The worst thing about the movie wasn't the horrible science or physics. It wasn't the incredibly implausible plot or the impossible human reaction to it. It was that they killed the main character's ex-wife's boyfriend.

In the movie John Cusak's character is a self-centered boob who had no regard for his family. He wrote a book no one liked and he was so self-centered while writing the book it alienated his wife and kids. Even post-divorce he is a failure of a dad, forgetting important things about his children; including long-planned vacations together. He is, from all information presented, a loathsome human being. Of course his ex-wife, recovering from being married to such an awful person, finds love with a successful professional, a doctor, who is very devoted to her, is loved by her kids, and is an all-around decent guy.

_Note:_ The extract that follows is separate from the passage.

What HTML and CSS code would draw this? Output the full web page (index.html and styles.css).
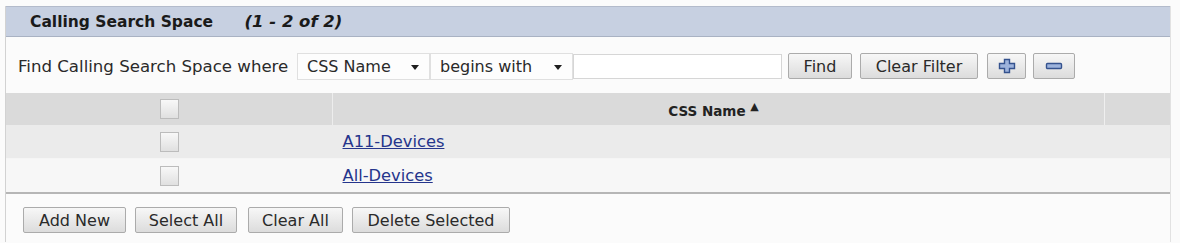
FILE: index.html
```html
<!DOCTYPE html>
<html lang="en">
<head>
  <meta charset="UTF-8" />
  <title>Find and List Calling Search Spaces</title>
  <link rel="stylesheet" href="styles.css">
</head>
<body>
<div class="panel">
  <div class="panel-title">
    <span class="title">Calling Search Space</span>
    <span class="count">(1 - 2 of 2)</span>
  </div>

  <div class="search-row">
    <span class="search-label">Find Calling Search Space where</span>
    <div class="dropdown field-select">CSS Name <span class="caret"></span></div>
    <div class="dropdown op-select">begins with <span class="caret"></span></div>
    <input type="text" class="search-input">
    <button class="btn btn-find">Find</button>
    <button class="btn btn-clear">Clear Filter</button>
    <button class="btn btn-icon btn-plus" title="Add search criteria">
      <svg width="18" height="16" viewBox="0 0 18 16">
        <path d="M6.5 1.5h5v4h5v5h-5v4h-5v-4h-5v-5h5z" fill="#9db3dc" stroke="#34528e" stroke-width="1.4"/>
      </svg>
    </button>
    <button class="btn btn-icon btn-minus" title="Remove search criteria">
      <svg width="18" height="16" viewBox="0 0 18 16">
        <rect x="1.5" y="5.5" width="15" height="5" rx="1" fill="#9db3dc" stroke="#34528e" stroke-width="1.4"/>
      </svg>
    </button>
  </div>

  <table class="results">
    <thead>
      <tr>
        <th class="col-check"><span class="checkbox"></span></th>
        <th class="col-name">CSS Name <span class="sort">&#9650;</span></th>
        <th class="col-extra"></th>
      </tr>
    </thead>
    <tbody>
      <tr class="odd">
        <td class="col-check"><span class="checkbox"></span></td>
        <td colspan="2"><a href="#">A11-Devices</a></td>
      </tr>
      <tr class="even">
        <td class="col-check"><span class="checkbox"></span></td>
        <td colspan="2"><a href="#">All-Devices</a></td>
      </tr>
    </tbody>
  </table>

  <div class="actions">
    <button class="btn btn-add">Add New</button>
    <button class="btn btn-select">Select All</button>
    <button class="btn btn-clearall">Clear All</button>
    <button class="btn btn-delete">Delete Selected</button>
  </div>
</div>
</body>
</html>
```

FILE: styles.css
```css
body {
  margin: 0;
  padding: 6px 9px 0 5px;
  background-color: #fbfbfb;
  font-family: "DejaVu Sans", Verdana, sans-serif;
  font-size: 16px;
  color: #222;
}
.panel {
  border-left: 1px solid #d2d2d2;
  border-right: 1px solid #e2e2e2;
}
.panel-title {
  height: 29px;
  line-height: 29px;
  background-color: #c7d0e1;
  border-top: 1px solid #b3bbcb;
  border-bottom: 1px solid #a9b2c3;
  padding-left: 24px;
  font-size: 15.5px;
  font-weight: bold;
  color: #1a1a1a;
}
.panel-title .count {
  font-style: italic;
  font-size: 16.5px;
  margin-left: 26px;
}
.search-row {
  display: flex;
  align-items: center;
  height: 28px;
  margin: 15px 0 13px 0;
  padding-left: 12px;
}
.search-label {
  width: 279px;
  flex-shrink: 0;
  font-size: 16.6px;
  color: #2a2a2a;
  white-space: nowrap;
}
.dropdown {
  box-sizing: border-box;
  height: 27px;
  line-height: 25px;
  background: #fdfdfd;
  border: 1px solid #e0e0e0;
  padding-left: 9px;
  position: relative;
  color: #2a2a2a;
}
.field-select { width: 133px; }
.op-select { width: 143px; }
.caret {
  position: absolute;
  right: 10px;
  top: 11px;
  border-left: 4px solid transparent;
  border-right: 4px solid transparent;
  border-top: 5px solid #1e1e1e;
}
.search-input {
  box-sizing: border-box;
  width: 209px;
  height: 25px;
  border: 1px solid #d6d6d6;
  background: #fff;
  margin: 0;
  padding: 0;
}
.btn {
  box-sizing: border-box;
  font-family: "DejaVu Sans", Verdana, sans-serif;
  font-size: 16px;
  color: #2a2a2a;
  height: 26px;
  border: 1px solid #ababab;
  border-radius: 2px;
  background: linear-gradient(#f7f7f7, #dcdcdc);
  padding: 0;
  cursor: pointer;
}
.btn-find { margin-left: 6px; width: 64px; }
.btn-clear { margin-left: 8px; width: 118px; }
.btn-icon {
  display: flex;
  align-items: center;
  justify-content: center;
}
.btn-plus { margin-left: 9px; width: 39px; }
.btn-minus { margin-left: 7px; width: 42px; }
.results {
  width: 100%;
  border-collapse: collapse;
  border-bottom: 2px solid #b6b6b6;
}
.results th {
  height: 32px;
  padding: 0;
  background-color: #dadada;
  font-size: 13.5px;
  font-weight: bold;
  color: #222;
}
.results .col-check {
  width: 326px;
  text-align: center;
}
.results th.col-check { border-right: 1px solid #ededed; }
.results th.col-name { border-right: 1px solid #efefef; padding-right: 10px; }
.results .col-extra { width: 65px; }
.sort {
  font-size: 11px;
  vertical-align: 6px;
}
.results td {
  height: 33px;
  padding: 0;
}
.results td a {
  margin-left: 10px;
  font-size: 16.3px;
  color: #25358c;
}
.results tr.odd td {
  background-color: #ebebeb;
  border-bottom: 1px solid #f5f5f5;
}
.results tr.even td { background-color: #f7f7f7; }
.checkbox {
  display: inline-block;
  box-sizing: border-box;
  width: 19px;
  height: 20px;
  border: 1px solid #bcbcbc;
  background: linear-gradient(#f8f8f8, #e0e0e0);
  vertical-align: middle;
}
.actions {
  display: flex;
  padding: 13px 0 9px 17px;
}
.btn-add { width: 103px; }
.btn-select { width: 102px; margin-left: 9px; }
.btn-clearall { width: 95px; margin-left: 11px; }
.btn-delete { width: 158px; margin-left: 9px; }
```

How much does it have to suck to be the guy who has to die so John Cusak can get the girl?

This character spends the bulk of the movie saving everyone. And he is even denied the dignity of a noble death. He doesn't get killed by sacrificing himself to save the woman and kids he loves. He dies because he slips and falls.

I hated 2012.

Hancock. I just saw Hancock today. Great concept ruined by the whole "timeless love story from the Gods" bit. Seriously. How many people would have enjoyed a well-done movie about a man with superhero powers, who is hated by those who he saves and protects, and so he becomes an alcoholic? The director was given Charlize Theron and decided he just had to play with her. It took what could have been a great movie and made it terribly disappointing.